The bulk of the allegations in the indictment concern a practice whereby Bloom and Walters, through WSE, would contract to represent undergraduate student-athletes while the students were still competing in intercollegiate athletics. The indictment alleges numerous instances where Bloom or Walters approached college football players while the players were still eligible and playing college football and offered the players money and other inducements to sign representation contracts with WSE.
The contracts were post-dated to make it appear that they were not signed until after the players had ceased being eligible to play college ball.
The National Collegiate Athletic Association ("NCAA"), the Mid-American Athletic Conference, the Intercollegiate Big Ten Conference ("the Big Ten") (collectively referred to herein as the "athletic regulatory bodies"), and each of the individual colleges and universities mentioned in the indictment all have regulations governing the amateur status of athletes eligible to compete in events sponsored by the entity. In substance, the regulations provide that student-athletes are ineligible to participate in a sport if they do any one of the following:
- they contract to be represented by an agent in the marketing of the individual's athletic ability or reputation in that sport.
- they receive financial assistance other than that administered by their schools except where the assistance comes from the athletes' family or was awarded on a basis having no relationship to athletic ability.
To ensure compliance with the regulations, the athletic regulatory bodies and the schools require every student-athlete to sign and submit each year statements containing information relating to eligibility, amateur status, and financial aid. Based on this information, the schools determine a student-athlete's eligibility to compete and to receive an athletic scholarship.
The indictment alleges numerous instances where defendants' practice of contracting with student-athletes while the athletes were still eligible to play amateur athletics resulted in allegedly false statements being submitted to universities and athletic regulatory bodies. The indictment charges that the submission of false information regarding eligibility resulted in the universities being defrauded of both scholarship money and the universities' right to distribute their limited number of athletic scholarships to individuals who are eligible to compete on behalf of the universities.
In addition to the conduct outlined above, the government charges that in some cases the defendants threatened student-athletes with physical harm if the student-athletes tried to withdraw from the contractual relationship with defendants. An unindicted third party, Michael Franzese, allegedly a member of an organized crime family, assisted defendants in obtaining and retaining clients through threats of force.
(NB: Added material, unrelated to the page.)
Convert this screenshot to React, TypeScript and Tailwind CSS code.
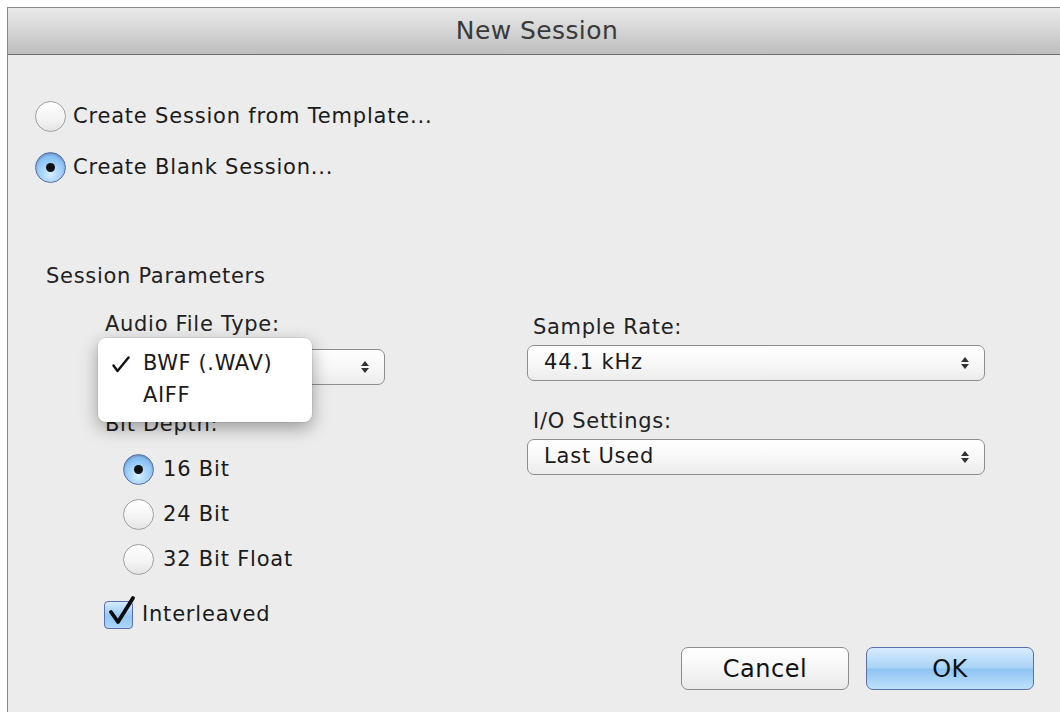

In addition to threats against student-athletes, the indictment charges that at least one of Norby Walters Associates' potential entertainment clients - the group known as the "Jackson Five" - was threatened with force if the group did not retain Norby Walters Associates as booking agent. Defendants are further charged with taking money from one student-athlete, Paul Palmer, on the pretext that the money would be invested on his behalf, and thereafter using the money to pay some of defendant Bloom's personal expenses. Finally, the indictment alleges that during the grand jury investigation defendants concealed from the grand jury information concerning athletes who were still competing in intercollegiate athletics.
The superseding indictment
contains seven counts. Count One charges a conspiracy to violate the Racketeer Influenced and Corrupt Organizations Act, 18 U.S.C. Section 1962(d), ("RICO"). The defendants are accused of agreeing to violate RICO Section 1962(c) by conducting and participating in the conduct of the affairs of Norby Walters Associates and WSE through a pattern of racketeering activity consisting of: multiple acts of extortion and attempted extortion; multiple acts of collection of extensions of credit by extortionate means; multiple acts of mail fraud; multiple acts of wire fraud; and multiple acts of the use of interstate facilities in furtherance of unlawful activity.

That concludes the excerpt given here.